begin

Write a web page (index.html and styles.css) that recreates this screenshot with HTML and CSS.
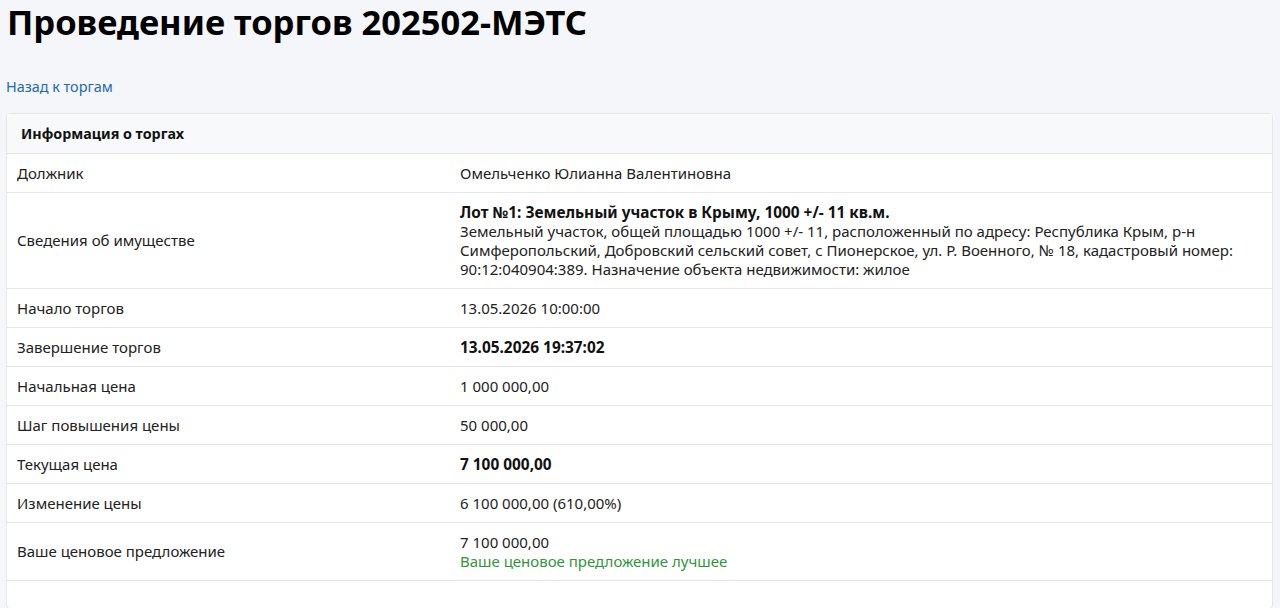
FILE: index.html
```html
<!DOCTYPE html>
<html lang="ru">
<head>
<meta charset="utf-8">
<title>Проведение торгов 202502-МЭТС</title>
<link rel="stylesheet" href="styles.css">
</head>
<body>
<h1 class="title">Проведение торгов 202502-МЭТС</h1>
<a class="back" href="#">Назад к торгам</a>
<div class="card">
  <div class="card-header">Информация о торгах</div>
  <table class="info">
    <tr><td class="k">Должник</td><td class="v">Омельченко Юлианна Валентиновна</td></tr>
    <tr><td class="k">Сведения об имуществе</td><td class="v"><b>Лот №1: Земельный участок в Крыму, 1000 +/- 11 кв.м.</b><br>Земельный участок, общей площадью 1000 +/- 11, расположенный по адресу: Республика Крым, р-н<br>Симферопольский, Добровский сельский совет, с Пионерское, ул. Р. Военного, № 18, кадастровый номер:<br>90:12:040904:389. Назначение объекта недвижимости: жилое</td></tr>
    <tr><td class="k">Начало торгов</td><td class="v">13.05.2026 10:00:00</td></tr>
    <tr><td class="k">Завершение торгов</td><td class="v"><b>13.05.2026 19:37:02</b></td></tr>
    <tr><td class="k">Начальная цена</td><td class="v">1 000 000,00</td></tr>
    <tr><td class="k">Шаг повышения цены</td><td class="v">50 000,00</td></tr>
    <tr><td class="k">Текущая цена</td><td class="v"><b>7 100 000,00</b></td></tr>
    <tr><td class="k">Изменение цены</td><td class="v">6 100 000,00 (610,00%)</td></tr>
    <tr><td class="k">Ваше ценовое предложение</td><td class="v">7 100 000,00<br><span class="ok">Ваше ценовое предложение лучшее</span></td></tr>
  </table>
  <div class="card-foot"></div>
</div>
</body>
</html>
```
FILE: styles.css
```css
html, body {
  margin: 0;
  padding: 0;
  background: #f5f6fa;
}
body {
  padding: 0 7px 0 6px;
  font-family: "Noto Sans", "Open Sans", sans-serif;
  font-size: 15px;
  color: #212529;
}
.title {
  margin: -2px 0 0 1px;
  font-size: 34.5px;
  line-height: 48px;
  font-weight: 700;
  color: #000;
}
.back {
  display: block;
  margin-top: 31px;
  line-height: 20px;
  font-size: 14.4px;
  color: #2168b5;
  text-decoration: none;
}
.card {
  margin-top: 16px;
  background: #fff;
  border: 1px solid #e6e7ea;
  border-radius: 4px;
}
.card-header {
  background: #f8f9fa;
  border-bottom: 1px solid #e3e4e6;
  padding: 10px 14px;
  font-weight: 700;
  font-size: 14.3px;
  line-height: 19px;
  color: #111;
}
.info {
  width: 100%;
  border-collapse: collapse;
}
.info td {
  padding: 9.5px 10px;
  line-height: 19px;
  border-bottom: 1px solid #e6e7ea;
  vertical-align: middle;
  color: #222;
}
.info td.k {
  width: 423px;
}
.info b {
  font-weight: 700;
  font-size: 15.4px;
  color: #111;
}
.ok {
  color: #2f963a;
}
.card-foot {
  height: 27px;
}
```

end

Goal -> Set every line down exactly as written, leaving each picture out.

Finished exercise ->
Write a web page (index.html and styles.css) that recreates this screenshot with HTML and CSS.
FILE: index.html
```html
<!DOCTYPE html>
<html lang="ru">
<head>
<meta charset="utf-8">
<title>Проведение торгов 202502-МЭТС</title>
<link rel="stylesheet" href="styles.css">
</head>
<body>
<h1 class="title">Проведение торгов 202502-МЭТС</h1>
<a class="back" href="#">Назад к торгам</a>
<div class="card">
  <div class="card-header">Информация о торгах</div>
  <table class="info">
    <tr><td class="k">Должник</td><td class="v">Омельченко Юлианна Валентиновна</td></tr>
    <tr><td class="k">Сведения об имуществе</td><td class="v"><b>Лот №1: Земельный участок в Крыму, 1000 +/- 11 кв.м.</b><br>Земельный участок, общей площадью 1000 +/- 11, расположенный по адресу: Республика Крым, р-н<br>Симферопольский, Добровский сельский совет, с Пионерское, ул. Р. Военного, № 18, кадастровый номер:<br>90:12:040904:389. Назначение объекта недвижимости: жилое</td></tr>
    <tr><td class="k">Начало торгов</td><td class="v">13.05.2026 10:00:00</td></tr>
    <tr><td class="k">Завершение торгов</td><td class="v"><b>13.05.2026 19:37:02</b></td></tr>
    <tr><td class="k">Начальная цена</td><td class="v">1 000 000,00</td></tr>
    <tr><td class="k">Шаг повышения цены</td><td class="v">50 000,00</td></tr>
    <tr><td class="k">Текущая цена</td><td class="v"><b>7 100 000,00</b></td></tr>
    <tr><td class="k">Изменение цены</td><td class="v">6 100 000,00 (610,00%)</td></tr>
    <tr><td class="k">Ваше ценовое предложение</td><td class="v">7 100 000,00<br><span class="ok">Ваше ценовое предложение лучшее</span></td></tr>
  </table>
  <div class="card-foot"></div>
</div>
</body>
</html>
```
FILE: styles.css
```css
html, body {
  margin: 0;
  padding: 0;
  background: #f5f6fa;
}
body {
  padding: 0 7px 0 6px;
  font-family: "Noto Sans", "Open Sans", sans-serif;
  font-size: 15px;
  color: #212529;
}
.title {
  margin: -2px 0 0 1px;
  font-size: 34.5px;
  line-height: 48px;
  font-weight: 700;
  color: #000;
}
.back {
  display: block;
  margin-top: 31px;
  line-height: 20px;
  font-size: 14.4px;
  color: #2168b5;
  text-decoration: none;
}
.card {
  margin-top: 16px;
  background: #fff;
  border: 1px solid #e6e7ea;
  border-radius: 4px;
}
.card-header {
  background: #f8f9fa;
  border-bottom: 1px solid #e3e4e6;
  padding: 10px 14px;
  font-weight: 700;
  font-size: 14.3px;
  line-height: 19px;
  color: #111;
}
.info {
  width: 100%;
  border-collapse: collapse;
}
.info td {
  padding: 9.5px 10px;
  line-height: 19px;
  border-bottom: 1px solid #e6e7ea;
  vertical-align: middle;
  color: #222;
}
.info td.k {
  width: 423px;
}
.info b {
  font-weight: 700;
  font-size: 15.4px;
  color: #111;
}
.ok {
  color: #2f963a;
}
.card-foot {
  height: 27px;
}
```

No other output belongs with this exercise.